Billy Mitchell, a Cognition & Neuroscience Ph.D candidate at Temple whose National Health Institutes grant was jeopardized when the Trump Administration targeted the federal program, later warned that cuts to public research threaten progress on critical issues that impact broader communities.
“We're not just losing researchers. We're losing the people who are going to cure cancers, are going to solve dementia, are going to ease the suffering that touches every family,” Mitchell said. “We must protect public funding for that research. We need to protect the people doing that research, because science has never failed to yield dividends, and those dividends should not be controlled by a powerful few that are meant to benefit all of us.”
Several speakers also directly called on McCormick and other elected officials to take action.
“Programs like Medicaid and Medicare are the pathway to stable healthcare,” Lolita Owens, a home care worker and member of Service Employees International Union Healthcare Pennsylvania, said. “Washington's elite and their billionaire buddies are aiming to enact these drastic cuts to critical federal programs in order to extend tax breaks to their billionaire friends.”

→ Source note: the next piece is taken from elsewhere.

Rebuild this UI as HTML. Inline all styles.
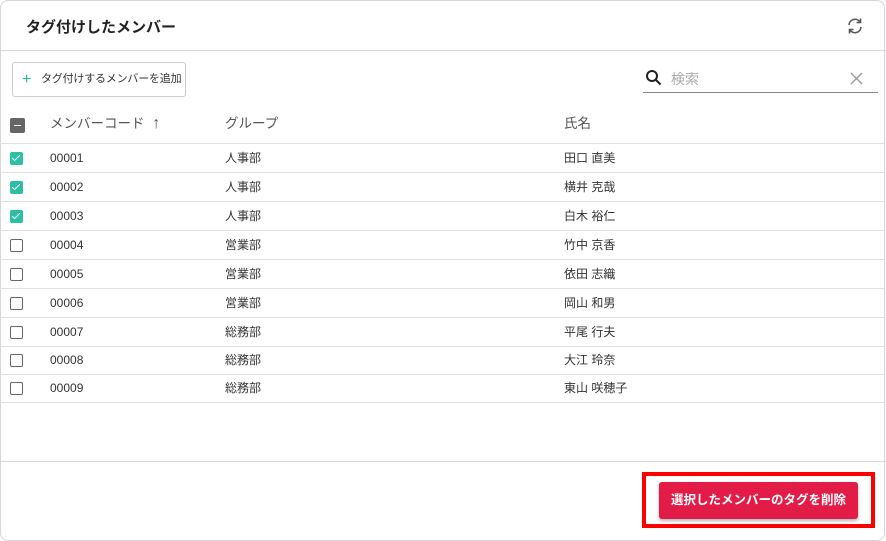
<!DOCTYPE html>
<html><head><meta charset="utf-8"><style>
*{box-sizing:border-box;margin:0;padding:0}
body{width:886px;height:541px;background:#fff;font-family:"Liberation Sans","Noto Sans CJK JP",sans-serif;color:#333;position:relative;overflow:hidden}
.card{position:absolute;left:0;top:0;width:885px;height:541px;border:1px solid #d6d6d6;border-radius:8px;}
.title{position:absolute;left:26px;top:16px;font-size:15px;font-weight:bold;color:#222}
.hl{position:absolute;left:0;right:0;height:1px;background:#d6d6d6}
.addbtn{position:absolute;left:12px;top:62px;width:174px;height:35px;border:1px solid #ccc;border-radius:3px;font-size:11px;line-height:33px;padding-left:28px;color:#333;white-space:nowrap;letter-spacing:-0.2px}
.addbtn span{position:absolute;left:9px;top:0;color:#2bb8a0;font-size:16px}
.search{position:absolute;left:643px;top:64px;width:235px;height:29px;border-bottom:1px solid #888}
.row{position:absolute;left:0;width:884px;height:29px;border-bottom:1px solid #e0e0e0;font-size:12px;line-height:28px}
.row div{position:absolute;top:0}
.cb{position:absolute;left:10px;top:8px;width:13px;height:13px;border:1.5px solid #666;border-radius:2px}
.cb.on{background:#2bbfa4;border-color:#2bbfa4}
.th{font-size:13.5px;color:#555}
.del{position:absolute;left:659px;top:482px;width:199px;height:37px;background:#e31b47;border-radius:3px;color:#fff;font-size:12.5px;font-weight:bold;text-align:center;line-height:37px;box-shadow:0 2px 3px rgba(0,0,0,.3)}
.red{position:absolute;left:642px;top:472px;width:233px;height:56px;border:4px solid #ff0000}
.cb.on::after{content:"";position:absolute;left:3px;top:0px;width:3px;height:7px;border:solid #fff;border-width:0 1.6px 1.6px 0;transform:rotate(45deg)}
</style></head><body>
<div class="card"></div>
<div class="title">タグ付けしたメンバー</div>
<svg style="position:absolute;left:846px;top:17px" width="18" height="18" viewBox="0 0 18 18" fill="none" stroke="#555" stroke-width="1.6"><path d="M3 8a6 6 0 0 1 11-3"/><path d="M15 10a6 6 0 0 1-11 3"/><path d="M14.5 1.5v4h-4" /><path d="M3.5 16.5v-4h4"/></svg>
<div class="hl" style="top:50px"></div>
<div class="addbtn"><span>+</span>タグ付けするメンバーを追加</div>
<div class="search">
<svg style="position:absolute;left:2px;top:5px" width="17" height="17" viewBox="0 0 17 17" fill="none" stroke="#222" stroke-width="2"><circle cx="7" cy="7" r="5"/><path d="M10.5 10.5l5 5"/></svg>
<div style="position:absolute;left:28px;top:5px;font-size:14px;color:#aaa">検索</div>
<svg style="position:absolute;left:207px;top:8px" width="13" height="13" viewBox="0 0 13 13" stroke="#999" stroke-width="1.4"><path d="M1 1l11 11M12 1L1 12"/></svg>
</div>
<div class="row" style="top:108px;height:36px;line-height:32px">
<div class="cb" style="top:10px;background:#666;border-color:#666;width:15px;height:15px"><span style="position:absolute;left:2.5px;top:5.5px;width:7px;height:1.5px;background:#fff"></span></div>
<div class="th" style="left:50px">メンバーコード <span style="color:#555;font-size:16px;margin-left:4px">↑</span></div>
<div class="th" style="left:225px">グループ</div>
<div class="th" style="left:564px">氏名</div>
</div>
<div class="row" style="top:144px"><span class="cb on"></span><div style="left:50px">00001</div><div style="left:225px">人事部</div><div style="left:564px">田口 直美</div></div>
<div class="row" style="top:173px"><span class="cb on"></span><div style="left:50px">00002</div><div style="left:225px">人事部</div><div style="left:564px">横井 克哉</div></div>
<div class="row" style="top:202px"><span class="cb on"></span><div style="left:50px">00003</div><div style="left:225px">人事部</div><div style="left:564px">白木 裕仁</div></div>
<div class="row" style="top:231px"><span class="cb"></span><div style="left:50px">00004</div><div style="left:225px">営業部</div><div style="left:564px">竹中 京香</div></div>
<div class="row" style="top:260px"><span class="cb"></span><div style="left:50px">00005</div><div style="left:225px">営業部</div><div style="left:564px">依田 志織</div></div>
<div class="row" style="top:289px"><span class="cb"></span><div style="left:50px">00006</div><div style="left:225px">営業部</div><div style="left:564px">岡山 和男</div></div>
<div class="row" style="top:318px"><span class="cb"></span><div style="left:50px">00007</div><div style="left:225px">総務部</div><div style="left:564px">平尾 行夫</div></div>
<div class="row" style="top:346px"><span class="cb"></span><div style="left:50px">00008</div><div style="left:225px">総務部</div><div style="left:564px">大江 玲奈</div></div>
<div class="row" style="top:374px"><span class="cb"></span><div style="left:50px">00009</div><div style="left:225px">総務部</div><div style="left:564px">東山 咲穂子</div></div>
<div class="hl" style="top:461px"></div>
<div class="del">選択したメンバーのタグを削除</div>
<div class="red"></div>
</body></html>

Owens then urged the crowd to “tell Senator McCormick to kill the cuts.”
Other speakers emphasized the power of collective action, highlighting the strong sense of solidarity amongst the people gathered at the rally.
Bauder encouraged demonstrators to “stick together” and to “do what needs to be done to get those bozos out of office,” criticizing McCormick’s response to tariffs.
“It's important for us to gather like this, exercising our rights and making sure that our voices are heard,” Bauder said. “We care about each other, we care about people, we care about our community, we care about our rights. There's more of us than there are of them.”